-- START --

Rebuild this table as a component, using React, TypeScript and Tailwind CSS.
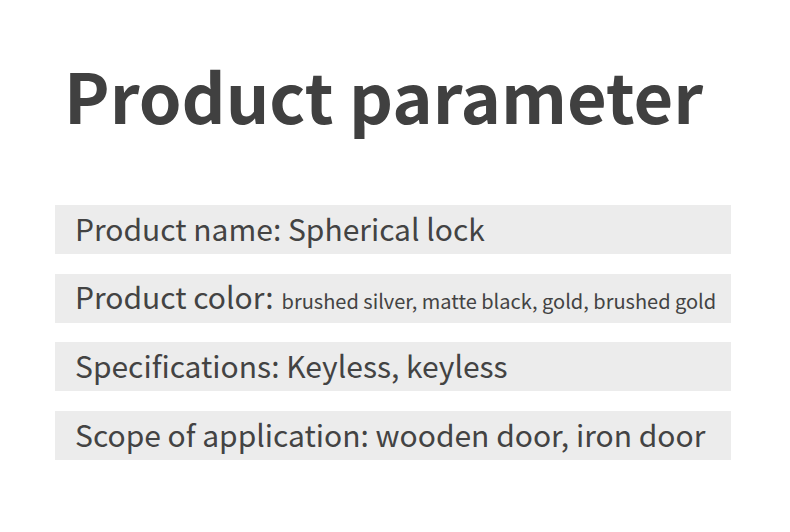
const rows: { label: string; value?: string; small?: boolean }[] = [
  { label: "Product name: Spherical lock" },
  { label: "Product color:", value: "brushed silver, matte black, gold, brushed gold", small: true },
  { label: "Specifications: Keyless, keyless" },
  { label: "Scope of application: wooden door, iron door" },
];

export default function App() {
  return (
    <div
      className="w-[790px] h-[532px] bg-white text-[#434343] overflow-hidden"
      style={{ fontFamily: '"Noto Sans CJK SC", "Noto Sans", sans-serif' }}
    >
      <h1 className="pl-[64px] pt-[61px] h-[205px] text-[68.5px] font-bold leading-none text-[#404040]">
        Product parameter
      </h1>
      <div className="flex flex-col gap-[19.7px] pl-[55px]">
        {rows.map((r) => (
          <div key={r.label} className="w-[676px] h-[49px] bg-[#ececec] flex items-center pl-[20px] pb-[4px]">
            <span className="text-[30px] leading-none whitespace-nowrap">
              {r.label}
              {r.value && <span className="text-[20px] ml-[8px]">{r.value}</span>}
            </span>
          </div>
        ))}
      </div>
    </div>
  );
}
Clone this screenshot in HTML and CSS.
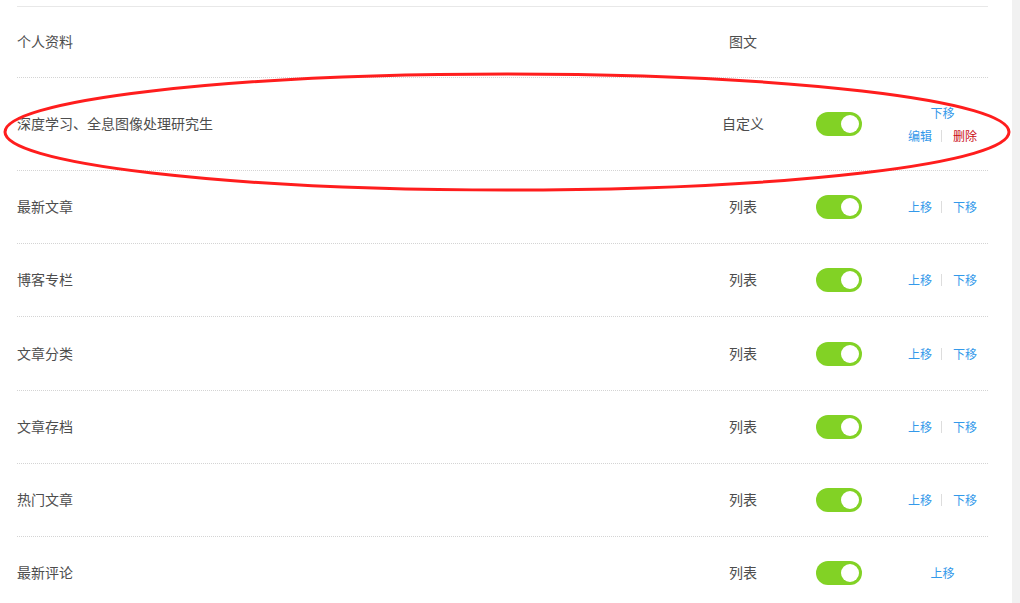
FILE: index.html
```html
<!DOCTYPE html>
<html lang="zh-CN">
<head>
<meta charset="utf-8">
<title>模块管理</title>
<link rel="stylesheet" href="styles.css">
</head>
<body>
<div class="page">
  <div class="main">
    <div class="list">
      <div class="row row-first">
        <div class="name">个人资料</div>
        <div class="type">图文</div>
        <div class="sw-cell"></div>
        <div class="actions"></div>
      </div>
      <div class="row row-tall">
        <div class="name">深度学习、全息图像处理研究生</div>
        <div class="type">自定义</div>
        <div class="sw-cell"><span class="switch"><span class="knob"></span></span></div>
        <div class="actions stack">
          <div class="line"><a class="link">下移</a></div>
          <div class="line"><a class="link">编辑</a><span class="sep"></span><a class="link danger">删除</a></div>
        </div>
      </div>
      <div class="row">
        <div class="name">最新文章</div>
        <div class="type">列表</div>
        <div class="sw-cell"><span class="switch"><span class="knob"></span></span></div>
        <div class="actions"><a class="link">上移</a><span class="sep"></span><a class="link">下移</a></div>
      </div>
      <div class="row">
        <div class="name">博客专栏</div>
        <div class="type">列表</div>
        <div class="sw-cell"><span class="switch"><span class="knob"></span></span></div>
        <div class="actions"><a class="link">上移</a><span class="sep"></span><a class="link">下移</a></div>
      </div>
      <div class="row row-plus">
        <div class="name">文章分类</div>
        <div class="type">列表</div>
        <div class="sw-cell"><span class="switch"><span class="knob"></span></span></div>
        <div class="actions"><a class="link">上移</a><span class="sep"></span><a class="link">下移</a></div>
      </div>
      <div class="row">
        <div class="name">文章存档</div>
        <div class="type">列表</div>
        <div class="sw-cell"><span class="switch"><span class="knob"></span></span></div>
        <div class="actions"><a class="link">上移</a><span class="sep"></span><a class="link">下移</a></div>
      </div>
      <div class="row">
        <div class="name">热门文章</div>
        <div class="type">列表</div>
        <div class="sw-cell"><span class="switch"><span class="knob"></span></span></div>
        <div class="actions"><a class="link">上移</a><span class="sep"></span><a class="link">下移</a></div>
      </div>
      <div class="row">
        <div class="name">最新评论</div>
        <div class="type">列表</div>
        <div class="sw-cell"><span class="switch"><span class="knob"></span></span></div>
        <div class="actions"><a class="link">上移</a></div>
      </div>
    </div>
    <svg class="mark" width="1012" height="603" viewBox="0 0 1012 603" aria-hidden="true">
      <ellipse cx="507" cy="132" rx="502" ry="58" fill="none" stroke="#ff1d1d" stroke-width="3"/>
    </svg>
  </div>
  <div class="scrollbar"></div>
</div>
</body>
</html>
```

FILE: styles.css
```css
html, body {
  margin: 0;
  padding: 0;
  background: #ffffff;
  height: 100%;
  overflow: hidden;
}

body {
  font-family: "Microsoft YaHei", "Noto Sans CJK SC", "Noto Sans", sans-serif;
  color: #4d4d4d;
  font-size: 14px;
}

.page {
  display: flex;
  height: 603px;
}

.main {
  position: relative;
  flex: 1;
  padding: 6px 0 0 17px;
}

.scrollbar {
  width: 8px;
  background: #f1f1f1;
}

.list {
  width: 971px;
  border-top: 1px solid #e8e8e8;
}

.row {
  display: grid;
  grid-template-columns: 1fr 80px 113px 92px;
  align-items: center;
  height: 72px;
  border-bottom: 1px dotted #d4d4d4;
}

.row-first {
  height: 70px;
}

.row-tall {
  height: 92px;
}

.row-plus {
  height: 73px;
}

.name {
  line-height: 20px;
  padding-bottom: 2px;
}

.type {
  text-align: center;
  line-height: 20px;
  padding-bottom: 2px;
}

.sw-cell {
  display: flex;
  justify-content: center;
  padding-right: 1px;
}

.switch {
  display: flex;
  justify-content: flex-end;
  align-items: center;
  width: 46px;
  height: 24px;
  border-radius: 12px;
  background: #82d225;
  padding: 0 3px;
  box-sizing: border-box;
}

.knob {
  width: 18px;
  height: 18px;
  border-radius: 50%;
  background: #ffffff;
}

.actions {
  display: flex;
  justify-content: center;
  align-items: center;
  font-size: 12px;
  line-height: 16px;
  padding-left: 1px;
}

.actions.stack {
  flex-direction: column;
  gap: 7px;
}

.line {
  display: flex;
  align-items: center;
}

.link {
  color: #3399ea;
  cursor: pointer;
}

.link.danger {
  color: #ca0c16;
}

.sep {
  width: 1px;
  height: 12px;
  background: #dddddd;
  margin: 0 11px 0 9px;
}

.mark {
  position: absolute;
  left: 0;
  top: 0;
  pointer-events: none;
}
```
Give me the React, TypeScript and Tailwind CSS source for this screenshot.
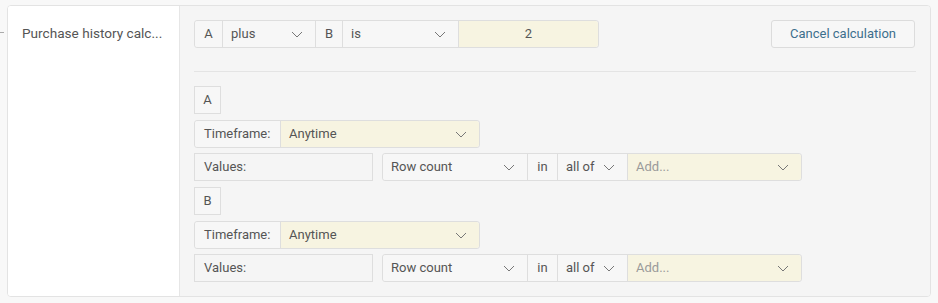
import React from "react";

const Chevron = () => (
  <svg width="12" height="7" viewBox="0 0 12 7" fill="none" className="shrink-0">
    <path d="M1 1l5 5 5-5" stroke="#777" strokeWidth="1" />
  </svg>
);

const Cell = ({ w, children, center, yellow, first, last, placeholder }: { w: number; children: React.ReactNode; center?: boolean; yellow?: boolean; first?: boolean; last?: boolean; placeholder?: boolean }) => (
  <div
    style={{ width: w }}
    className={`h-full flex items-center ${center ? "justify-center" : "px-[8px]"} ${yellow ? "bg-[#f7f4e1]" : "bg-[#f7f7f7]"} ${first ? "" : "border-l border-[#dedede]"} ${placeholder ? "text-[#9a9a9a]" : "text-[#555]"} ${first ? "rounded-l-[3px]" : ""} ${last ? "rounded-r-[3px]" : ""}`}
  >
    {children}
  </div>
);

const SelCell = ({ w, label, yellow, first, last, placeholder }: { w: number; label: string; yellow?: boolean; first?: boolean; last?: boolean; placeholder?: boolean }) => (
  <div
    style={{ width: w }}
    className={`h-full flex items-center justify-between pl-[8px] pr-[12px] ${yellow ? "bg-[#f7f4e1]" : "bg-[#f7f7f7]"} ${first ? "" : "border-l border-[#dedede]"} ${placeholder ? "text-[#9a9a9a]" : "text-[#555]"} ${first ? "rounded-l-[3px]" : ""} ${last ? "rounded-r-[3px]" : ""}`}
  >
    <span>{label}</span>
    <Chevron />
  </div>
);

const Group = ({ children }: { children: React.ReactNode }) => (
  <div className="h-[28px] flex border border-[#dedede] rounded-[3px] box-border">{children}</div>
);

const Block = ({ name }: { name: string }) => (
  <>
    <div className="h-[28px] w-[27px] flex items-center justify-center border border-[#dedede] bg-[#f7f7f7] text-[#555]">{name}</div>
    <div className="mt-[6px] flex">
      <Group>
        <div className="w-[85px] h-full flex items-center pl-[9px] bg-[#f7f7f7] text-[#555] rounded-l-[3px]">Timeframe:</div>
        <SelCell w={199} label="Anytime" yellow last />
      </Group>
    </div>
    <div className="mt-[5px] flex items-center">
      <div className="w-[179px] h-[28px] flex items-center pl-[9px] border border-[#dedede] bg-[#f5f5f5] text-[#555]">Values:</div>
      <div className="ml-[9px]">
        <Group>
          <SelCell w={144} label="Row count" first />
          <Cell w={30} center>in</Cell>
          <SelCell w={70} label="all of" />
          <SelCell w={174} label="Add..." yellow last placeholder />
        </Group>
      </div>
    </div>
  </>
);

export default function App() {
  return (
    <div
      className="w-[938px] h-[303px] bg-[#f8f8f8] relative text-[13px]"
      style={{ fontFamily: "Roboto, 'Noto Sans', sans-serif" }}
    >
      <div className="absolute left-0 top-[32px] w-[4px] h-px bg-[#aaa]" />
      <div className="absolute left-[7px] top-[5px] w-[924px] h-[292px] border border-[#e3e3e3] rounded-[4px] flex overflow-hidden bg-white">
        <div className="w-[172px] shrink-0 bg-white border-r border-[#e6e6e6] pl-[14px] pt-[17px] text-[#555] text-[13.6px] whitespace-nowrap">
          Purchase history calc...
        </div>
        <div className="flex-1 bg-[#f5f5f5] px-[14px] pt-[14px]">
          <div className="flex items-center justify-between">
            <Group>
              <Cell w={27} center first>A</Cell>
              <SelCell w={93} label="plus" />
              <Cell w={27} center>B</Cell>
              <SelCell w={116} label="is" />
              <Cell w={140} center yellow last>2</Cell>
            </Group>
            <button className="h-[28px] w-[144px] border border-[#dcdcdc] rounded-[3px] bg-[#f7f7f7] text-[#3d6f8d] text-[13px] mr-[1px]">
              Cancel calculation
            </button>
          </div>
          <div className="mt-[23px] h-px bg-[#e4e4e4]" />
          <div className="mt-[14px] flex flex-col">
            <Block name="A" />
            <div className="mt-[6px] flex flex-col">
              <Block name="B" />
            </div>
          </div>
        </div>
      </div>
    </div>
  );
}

-- END --

**SHORT TASK:** Read the entries and pick out all lines that include the word "TypeScript".

**WRITTEN SOLUTION:**
Rebuild this table as a component, using React, TypeScript and Tailwind CSS.
Give me the React, TypeScript and Tailwind CSS source for this screenshot.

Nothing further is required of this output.